Provided material ▸
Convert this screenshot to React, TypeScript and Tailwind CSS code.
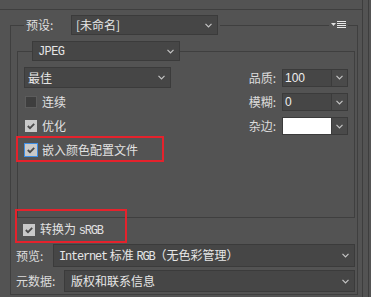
import React from 'react';

const cjk = { fontFamily: '"Noto Sans CJK SC", "Noto Sans", sans-serif' };
const mono = { fontFamily: '"Liberation Mono", "Noto Sans CJK SC", monospace' };
const sans = { fontFamily: '"Liberation Sans", Arial, sans-serif' };

const Chevron = () => (
  <svg width="7" height="5" viewBox="0 0 7 5" className="shrink-0">
    <polyline points="0.5,0.8 3.5,3.8 6.5,0.8" fill="none" stroke="#c4c4c4" strokeWidth="1.2" />
  </svg>
);

const Select: React.FC<{ className: string; children: React.ReactNode; pad?: string }> = ({ className, children, pad = 'pl-[4px]' }) => (
  <div className={`flex items-center justify-between bg-[#464646] border border-[#3b3b3b] pr-[5px] text-[12px] text-[#e6e6e6] ${pad} ${className}`}>
    <span className="whitespace-nowrap leading-[16px]">{children}</span>
    <Chevron />
  </div>
);

const Check = ({ checked, focus }: { checked?: boolean; focus?: boolean }) => (
  <div
    className={`w-[12px] h-[12px] shrink-0 flex items-center justify-center ${
      checked ? 'bg-[#c9c9c9]' : 'bg-[#3e3e3e] border border-[#5c5c5c]'
    } ${focus ? 'outline outline-[1px] outline-[#3d8ee6]' : ''}`}
  >
    {checked && (
      <svg width="10" height="10" viewBox="0 0 10 10">
        <polyline points="1.8,5 4,7.2 8.2,2.8" fill="none" stroke="#4a4a4a" strokeWidth="1.8" />
      </svg>
    )}
  </div>
);

const NumberField = ({ label, value, white }: { label: string; value?: string; white?: boolean }) => (
  <div className="flex items-center">
    <span className="w-[40px] text-right pr-[6px] text-[12px] text-[#dcdcdc]" style={cjk}>{label}</span>
    <div
      className={`w-[50px] h-[18px] flex items-center pl-[2px] text-[12px] text-[#eeeeee] border border-[#3b3b3b] ${white ? 'bg-white' : 'bg-[#464646]'}`}
      style={sans}
    >
      {value}
    </div>
    <div className="w-[16px] h-[18px] flex items-center justify-center bg-[#4a4a4a] border border-l-0 border-[#3b3b3b]">
      <Chevron />
    </div>
  </div>
);

const CheckRow = ({ label, checked, focus }: { label: React.ReactNode; checked?: boolean; focus?: boolean }) => (
  <div className="flex items-center gap-[5px] pl-[1px]">
    <Check checked={checked} focus={focus} />
    <span className="text-[12px] text-[#e2e2e2] leading-[16px] whitespace-nowrap" style={cjk}>{label}</span>
  </div>
);

export default function App() {
  return (
    <div className="w-[371px] h-[297px] bg-[#535353] overflow-hidden flex select-none" style={cjk}>
      <div className="relative w-[363px] h-full border-r border-[#3d3d3d]">
        <div className="mt-[9px] border-t border-[#3f3f3f]">
          <fieldset className="ml-[10px] mr-[4px] mt-[5px] border border-[#3f3f3f] px-0 pb-[2px]">
            <legend className="ml-[13px] pr-[2px]">
              <div className="flex items-center">
                <span className="w-[47px] pl-[2px] text-[12px] text-[#dedede]">预设:</span>
                <Select className="w-[147px] h-[20px]">[未命名]</Select>
              </div>
            </legend>

            <fieldset className="ml-[6px] mr-[2px] mt-[6px] border border-[#3f3f3f] px-[6px] pb-[55px]">
              <legend className="ml-[8px]">
                <Select className="w-[148px] h-[20px]" pad="pl-[5px]">
                  <span style={mono} className="tracking-[-0.6px]">JPEG</span>
                </Select>
              </legend>

              <div className="pt-[6px] flex flex-col">
                <div className="h-[21px] flex items-center justify-between">
                  <Select className="w-[147px] h-[21px]" pad="pl-[3px]">最佳</Select>
                  <NumberField label="品质:" value="100" />
                </div>
                <div className="mt-[2px] h-[24px] flex items-center justify-between">
                  <CheckRow label="连续" />
                  <NumberField label="模糊:" value="0" />
                </div>
                <div className="h-[24px] flex items-center justify-between">
                  <CheckRow label="优化" checked />
                  <NumberField label="杂边:" white />
                </div>
                <div className="h-[24px] flex items-center">
                  <CheckRow label="嵌入颜色配置文件" checked focus />
                </div>
              </div>
            </fieldset>

            <div className="h-[24px] flex items-center pl-[11px]">
              <CheckRow
                label={
                  <>
                    转换为 <span style={mono} className="tracking-[-1.2px]">sRGB</span>
                  </>
                }
                checked
              />
            </div>
            <div className="mt-[2px] flex items-center pl-[5px] pr-[2px]">
              <span className="w-[37px] text-[12px] text-[#dcdcdc]">预览:</span>
              <Select className="flex-1 h-[23px]" pad="pl-[5px]">
                <span style={mono} className="tracking-[-1.2px]">Internet</span> 标准{' '}
                <span style={mono} className="tracking-[-1.2px]">RGB</span>（无色彩管理）
              </Select>
            </div>
            <div className="mt-[3px] flex items-center pl-[5px] pr-[2px]">
              <span className="w-[48px] text-[12px] text-[#dcdcdc]">元数据:</span>
              <Select className="flex-1 h-[22px]" pad="pl-[6px]">版权和联系信息</Select>
            </div>
          </fieldset>
        </div>

        {/* panel menu */}
        <div className="absolute left-[329px] top-[19px] px-[2px] py-[1px] bg-[#535353]">
          <svg width="15" height="9" viewBox="0 0 15 9" className="block">
            <polygon points="0,3 5,3 2.5,6" fill="#e0e0e0" />
            <rect x="6" y="1" width="9" height="1" fill="#e8e8e8" />
            <rect x="6" y="3" width="9" height="1" fill="#e8e8e8" />
            <rect x="6" y="5" width="9" height="1" fill="#e8e8e8" />
            <rect x="6" y="7" width="9" height="1" fill="#e8e8e8" />
          </svg>
        </div>

        {/* annotation boxes */}
        <div className="absolute left-[16px] top-[136px] w-[148px] h-[26px] border-2 border-[#e5222c]" />
        <div className="absolute left-[15px] top-[209px] w-[112px] h-[34px] border-2 border-[#e5222c]" />
      </div>
      <div className="w-[6px] h-full border-r border-[#3d3d3d]" />
    </div>
  );
}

Written problem ▸ Copy whichever lines in the listing above contain the word "React".

Result for this task ▸
Convert this screenshot to React, TypeScript and Tailwind CSS code.
import React from 'react';
const Select: React.FC<{ className: string; children: React.ReactNode; pad?: string }> = ({ className, children, pad = 'pl-[4px]' }) => (
const CheckRow = ({ label, checked, focus }: { label: React.ReactNode; checked?: boolean; focus?: boolean }) => (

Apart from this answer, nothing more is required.